Supreme Court Backs Parental Involvement On Abortion

By STEVEN ERTELT

WASHINGTON, D.C. (LifeNews) — The Supreme Court issued a ruling on Monday, March 20 that essentially supported parental involvement laws on abortion. The case before the nation’s highest court involved a 17-year-old girl from Missouri who wanted to avoid the state’s parental consent law and have a secret abortion without her parents knowing. The state, which now bans abortions, had a parental consent law that only allowed not informing and receiving permission from parents for an abortion if a judge agreed to a bypass — which is typically meant for cases in which there is abuse at home.

During the process of the teen’s judicial bypass application, Michelle Chapman, the clerk of the circuit court in Randolph County, where the girl lived, informed her parents about the potential decision to have an abortion. The girl sued as a “Jane Doe” plaintiff in federal court, arguing that Chapman violated her right to a secret abortion by informing her parents.

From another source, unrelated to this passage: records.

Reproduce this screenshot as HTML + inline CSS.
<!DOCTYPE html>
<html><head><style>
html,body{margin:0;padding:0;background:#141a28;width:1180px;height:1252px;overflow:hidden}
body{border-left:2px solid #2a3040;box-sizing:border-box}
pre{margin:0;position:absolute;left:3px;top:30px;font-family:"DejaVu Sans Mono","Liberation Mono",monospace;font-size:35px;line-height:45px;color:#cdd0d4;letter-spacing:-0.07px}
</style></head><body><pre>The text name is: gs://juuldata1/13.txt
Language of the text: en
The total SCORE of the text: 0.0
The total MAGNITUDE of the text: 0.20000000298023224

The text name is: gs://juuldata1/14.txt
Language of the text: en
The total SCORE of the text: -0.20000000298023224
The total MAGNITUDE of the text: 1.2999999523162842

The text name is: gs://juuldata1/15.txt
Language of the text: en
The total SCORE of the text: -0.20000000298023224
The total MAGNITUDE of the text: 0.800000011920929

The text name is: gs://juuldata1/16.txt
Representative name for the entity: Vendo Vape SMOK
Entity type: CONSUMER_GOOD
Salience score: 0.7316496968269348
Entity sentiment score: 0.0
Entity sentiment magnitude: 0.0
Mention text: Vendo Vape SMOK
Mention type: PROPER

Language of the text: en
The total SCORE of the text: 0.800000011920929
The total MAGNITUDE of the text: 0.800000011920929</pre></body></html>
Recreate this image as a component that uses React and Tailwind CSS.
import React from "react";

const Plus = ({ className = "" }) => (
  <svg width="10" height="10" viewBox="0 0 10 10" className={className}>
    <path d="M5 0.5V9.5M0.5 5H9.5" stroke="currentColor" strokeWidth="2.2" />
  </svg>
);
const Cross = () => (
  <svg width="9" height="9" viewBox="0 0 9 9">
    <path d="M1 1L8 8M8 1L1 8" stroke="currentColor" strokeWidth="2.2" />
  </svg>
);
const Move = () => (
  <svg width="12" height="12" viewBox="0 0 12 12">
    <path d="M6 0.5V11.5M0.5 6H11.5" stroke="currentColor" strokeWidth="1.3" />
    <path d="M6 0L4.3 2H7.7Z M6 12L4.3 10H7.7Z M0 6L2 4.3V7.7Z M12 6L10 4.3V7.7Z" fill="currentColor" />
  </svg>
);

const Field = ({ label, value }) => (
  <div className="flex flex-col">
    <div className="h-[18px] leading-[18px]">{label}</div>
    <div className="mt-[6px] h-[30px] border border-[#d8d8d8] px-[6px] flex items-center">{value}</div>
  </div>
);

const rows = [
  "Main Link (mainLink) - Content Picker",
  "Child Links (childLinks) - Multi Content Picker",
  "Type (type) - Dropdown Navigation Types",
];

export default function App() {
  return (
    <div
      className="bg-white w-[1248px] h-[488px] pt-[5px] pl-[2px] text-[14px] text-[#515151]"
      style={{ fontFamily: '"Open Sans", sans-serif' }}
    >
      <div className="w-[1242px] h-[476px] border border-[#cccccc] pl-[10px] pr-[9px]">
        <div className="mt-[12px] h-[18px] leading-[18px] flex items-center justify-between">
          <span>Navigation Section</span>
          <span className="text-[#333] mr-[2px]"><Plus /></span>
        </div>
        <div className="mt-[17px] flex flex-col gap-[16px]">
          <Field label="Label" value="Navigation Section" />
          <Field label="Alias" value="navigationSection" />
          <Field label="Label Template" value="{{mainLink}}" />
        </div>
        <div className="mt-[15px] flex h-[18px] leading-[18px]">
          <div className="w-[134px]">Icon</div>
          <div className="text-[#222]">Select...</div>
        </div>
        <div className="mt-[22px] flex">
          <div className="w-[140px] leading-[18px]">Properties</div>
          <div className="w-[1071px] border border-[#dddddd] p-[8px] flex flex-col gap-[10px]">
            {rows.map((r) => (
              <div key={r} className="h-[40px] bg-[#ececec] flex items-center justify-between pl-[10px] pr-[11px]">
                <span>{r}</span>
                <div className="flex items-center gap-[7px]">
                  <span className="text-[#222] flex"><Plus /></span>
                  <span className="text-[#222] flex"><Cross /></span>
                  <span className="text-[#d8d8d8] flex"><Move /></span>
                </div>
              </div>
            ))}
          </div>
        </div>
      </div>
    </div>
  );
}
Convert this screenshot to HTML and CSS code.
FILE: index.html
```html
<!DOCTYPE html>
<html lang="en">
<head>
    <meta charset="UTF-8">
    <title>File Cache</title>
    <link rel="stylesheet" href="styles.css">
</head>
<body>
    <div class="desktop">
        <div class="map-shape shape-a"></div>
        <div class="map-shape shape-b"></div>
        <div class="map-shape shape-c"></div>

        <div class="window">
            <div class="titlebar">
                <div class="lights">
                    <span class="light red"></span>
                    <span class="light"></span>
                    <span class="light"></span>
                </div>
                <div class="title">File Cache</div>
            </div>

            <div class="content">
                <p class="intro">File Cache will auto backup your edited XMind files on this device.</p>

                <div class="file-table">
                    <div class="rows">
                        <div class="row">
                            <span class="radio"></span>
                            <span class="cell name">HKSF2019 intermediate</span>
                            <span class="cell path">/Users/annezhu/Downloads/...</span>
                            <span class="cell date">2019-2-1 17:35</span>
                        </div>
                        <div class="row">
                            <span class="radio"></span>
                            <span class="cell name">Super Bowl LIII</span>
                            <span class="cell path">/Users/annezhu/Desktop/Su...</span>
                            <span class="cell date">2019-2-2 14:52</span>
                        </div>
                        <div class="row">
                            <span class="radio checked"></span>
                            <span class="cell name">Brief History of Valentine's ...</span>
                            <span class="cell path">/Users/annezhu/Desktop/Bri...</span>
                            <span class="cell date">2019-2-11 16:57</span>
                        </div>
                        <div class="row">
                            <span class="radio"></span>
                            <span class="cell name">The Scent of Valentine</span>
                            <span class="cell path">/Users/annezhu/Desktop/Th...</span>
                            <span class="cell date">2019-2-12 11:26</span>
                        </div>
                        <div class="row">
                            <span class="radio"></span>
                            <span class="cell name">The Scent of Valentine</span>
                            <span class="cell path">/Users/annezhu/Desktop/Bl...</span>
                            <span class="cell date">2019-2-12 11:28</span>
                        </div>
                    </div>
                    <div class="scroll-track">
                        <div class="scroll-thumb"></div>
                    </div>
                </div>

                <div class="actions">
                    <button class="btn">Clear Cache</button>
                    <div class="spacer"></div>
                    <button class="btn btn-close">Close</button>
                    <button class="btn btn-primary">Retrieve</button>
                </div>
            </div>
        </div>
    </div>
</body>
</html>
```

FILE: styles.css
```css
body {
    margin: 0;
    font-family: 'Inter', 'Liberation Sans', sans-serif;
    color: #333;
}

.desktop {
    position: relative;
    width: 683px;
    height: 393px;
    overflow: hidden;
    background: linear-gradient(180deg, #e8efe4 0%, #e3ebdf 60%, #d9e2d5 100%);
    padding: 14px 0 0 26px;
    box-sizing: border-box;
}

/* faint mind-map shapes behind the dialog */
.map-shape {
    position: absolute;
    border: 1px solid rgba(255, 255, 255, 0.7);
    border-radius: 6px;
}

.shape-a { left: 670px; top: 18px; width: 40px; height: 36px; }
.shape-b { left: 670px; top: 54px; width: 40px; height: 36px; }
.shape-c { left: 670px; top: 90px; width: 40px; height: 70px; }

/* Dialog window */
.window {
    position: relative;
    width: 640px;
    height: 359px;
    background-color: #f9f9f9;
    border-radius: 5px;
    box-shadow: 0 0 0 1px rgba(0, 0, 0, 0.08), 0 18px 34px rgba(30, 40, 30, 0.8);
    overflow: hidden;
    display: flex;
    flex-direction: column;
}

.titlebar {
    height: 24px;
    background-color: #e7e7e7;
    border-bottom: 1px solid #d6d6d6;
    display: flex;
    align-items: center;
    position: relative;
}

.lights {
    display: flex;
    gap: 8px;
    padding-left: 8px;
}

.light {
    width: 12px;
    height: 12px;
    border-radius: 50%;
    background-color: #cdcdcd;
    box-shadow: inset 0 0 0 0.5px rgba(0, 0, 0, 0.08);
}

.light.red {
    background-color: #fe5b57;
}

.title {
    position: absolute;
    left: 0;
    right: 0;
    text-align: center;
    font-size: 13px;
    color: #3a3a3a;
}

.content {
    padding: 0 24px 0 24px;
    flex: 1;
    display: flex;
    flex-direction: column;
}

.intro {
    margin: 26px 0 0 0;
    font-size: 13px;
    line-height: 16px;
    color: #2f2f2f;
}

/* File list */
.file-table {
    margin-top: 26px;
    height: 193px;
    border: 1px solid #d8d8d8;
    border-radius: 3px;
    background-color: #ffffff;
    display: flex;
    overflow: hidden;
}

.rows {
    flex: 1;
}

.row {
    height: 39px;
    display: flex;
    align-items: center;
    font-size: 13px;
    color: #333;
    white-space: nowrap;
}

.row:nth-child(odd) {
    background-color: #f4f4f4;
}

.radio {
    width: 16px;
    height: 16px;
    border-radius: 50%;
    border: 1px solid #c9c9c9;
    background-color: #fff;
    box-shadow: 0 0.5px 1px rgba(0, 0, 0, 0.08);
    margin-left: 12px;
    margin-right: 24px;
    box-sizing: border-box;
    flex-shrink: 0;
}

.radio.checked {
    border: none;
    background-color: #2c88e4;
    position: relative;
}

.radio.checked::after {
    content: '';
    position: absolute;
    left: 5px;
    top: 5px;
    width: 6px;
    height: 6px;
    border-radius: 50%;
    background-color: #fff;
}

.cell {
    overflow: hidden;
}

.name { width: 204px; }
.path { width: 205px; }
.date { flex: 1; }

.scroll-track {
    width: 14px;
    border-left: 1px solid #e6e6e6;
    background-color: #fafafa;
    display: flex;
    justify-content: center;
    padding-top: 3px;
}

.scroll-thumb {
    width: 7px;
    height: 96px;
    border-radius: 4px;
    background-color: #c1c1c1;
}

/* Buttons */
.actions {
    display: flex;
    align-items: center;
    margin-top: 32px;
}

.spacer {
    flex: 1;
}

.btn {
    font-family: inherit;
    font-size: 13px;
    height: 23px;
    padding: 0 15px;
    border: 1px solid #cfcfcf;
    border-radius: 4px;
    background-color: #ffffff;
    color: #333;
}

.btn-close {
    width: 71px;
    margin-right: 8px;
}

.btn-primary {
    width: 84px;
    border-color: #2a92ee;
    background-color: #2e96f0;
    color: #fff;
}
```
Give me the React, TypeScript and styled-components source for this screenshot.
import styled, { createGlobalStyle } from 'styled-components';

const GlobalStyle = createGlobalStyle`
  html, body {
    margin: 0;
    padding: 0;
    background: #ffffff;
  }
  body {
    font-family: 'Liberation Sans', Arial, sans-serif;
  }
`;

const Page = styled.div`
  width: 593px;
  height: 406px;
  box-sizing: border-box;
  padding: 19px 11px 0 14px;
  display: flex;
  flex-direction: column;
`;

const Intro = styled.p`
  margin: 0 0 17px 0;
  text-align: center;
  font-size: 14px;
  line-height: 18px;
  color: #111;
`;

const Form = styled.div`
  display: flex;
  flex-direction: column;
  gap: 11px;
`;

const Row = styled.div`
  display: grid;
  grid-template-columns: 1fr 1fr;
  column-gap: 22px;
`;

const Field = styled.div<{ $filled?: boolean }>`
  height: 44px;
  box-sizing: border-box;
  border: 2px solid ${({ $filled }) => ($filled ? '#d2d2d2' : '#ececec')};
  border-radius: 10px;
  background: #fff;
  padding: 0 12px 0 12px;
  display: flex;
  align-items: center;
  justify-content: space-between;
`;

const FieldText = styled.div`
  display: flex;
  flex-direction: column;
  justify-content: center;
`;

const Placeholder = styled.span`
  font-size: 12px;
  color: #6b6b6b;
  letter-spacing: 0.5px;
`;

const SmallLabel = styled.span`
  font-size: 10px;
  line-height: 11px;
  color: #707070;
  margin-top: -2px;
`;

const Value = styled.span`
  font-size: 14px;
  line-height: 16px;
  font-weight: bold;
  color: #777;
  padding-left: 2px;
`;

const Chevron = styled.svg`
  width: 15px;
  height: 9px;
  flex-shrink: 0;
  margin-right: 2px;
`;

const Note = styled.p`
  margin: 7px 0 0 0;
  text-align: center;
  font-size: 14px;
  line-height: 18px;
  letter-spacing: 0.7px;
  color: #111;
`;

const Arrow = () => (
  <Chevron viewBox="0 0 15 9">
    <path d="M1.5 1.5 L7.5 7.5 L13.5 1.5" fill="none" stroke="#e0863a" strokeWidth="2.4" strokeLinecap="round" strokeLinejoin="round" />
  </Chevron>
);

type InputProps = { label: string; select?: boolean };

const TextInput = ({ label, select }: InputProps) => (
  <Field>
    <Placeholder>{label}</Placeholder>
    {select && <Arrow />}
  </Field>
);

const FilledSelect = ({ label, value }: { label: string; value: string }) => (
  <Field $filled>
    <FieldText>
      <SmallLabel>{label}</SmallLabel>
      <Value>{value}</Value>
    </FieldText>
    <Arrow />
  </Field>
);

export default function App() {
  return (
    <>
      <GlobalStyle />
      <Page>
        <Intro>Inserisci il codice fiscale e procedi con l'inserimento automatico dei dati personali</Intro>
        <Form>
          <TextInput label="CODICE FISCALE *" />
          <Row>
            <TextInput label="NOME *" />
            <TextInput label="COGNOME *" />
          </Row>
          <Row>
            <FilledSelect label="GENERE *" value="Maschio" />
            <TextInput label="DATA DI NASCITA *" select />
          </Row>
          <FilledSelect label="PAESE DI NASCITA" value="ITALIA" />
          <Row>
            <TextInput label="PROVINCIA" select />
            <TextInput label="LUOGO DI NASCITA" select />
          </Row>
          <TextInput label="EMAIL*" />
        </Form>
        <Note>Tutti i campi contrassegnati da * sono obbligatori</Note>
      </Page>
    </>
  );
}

Chapman argued her actions were cloaked in “quasi-judicial immunity” and said she couldn’t be sued but a lower federal court and a federal appeals court disagreed.

Before the Supreme Court could take up her appeal, both parties asked that the case be dismissed. On March 20, a majority of the Supreme Court used a process known as Munsingwear vacatur to dismiss the lower court’s ruling against parental involvement so the case can’t be used as a precedent in the future — which is important for other states with parental involvement laws. The High Court’s March 20 order directed the appeals court to vacate the judgment in the case out of Missouri and declare it moot.

Justice Ketanji Brown Jackson disagreed and issued a written dissent saying the Supreme Court is using this process too often.

However, that lower court decision, issued last April by the St. Louis-based 8th U.S. Circuit Court of Appeals, seems moot as a result of the Supreme Court’s momentous Dobbs ruling last June that overturned Roe v. Wade.

No other justice joined her dissent, including the other liberals on the court. The Supreme Court issued no opinion or detailed explanation for its action.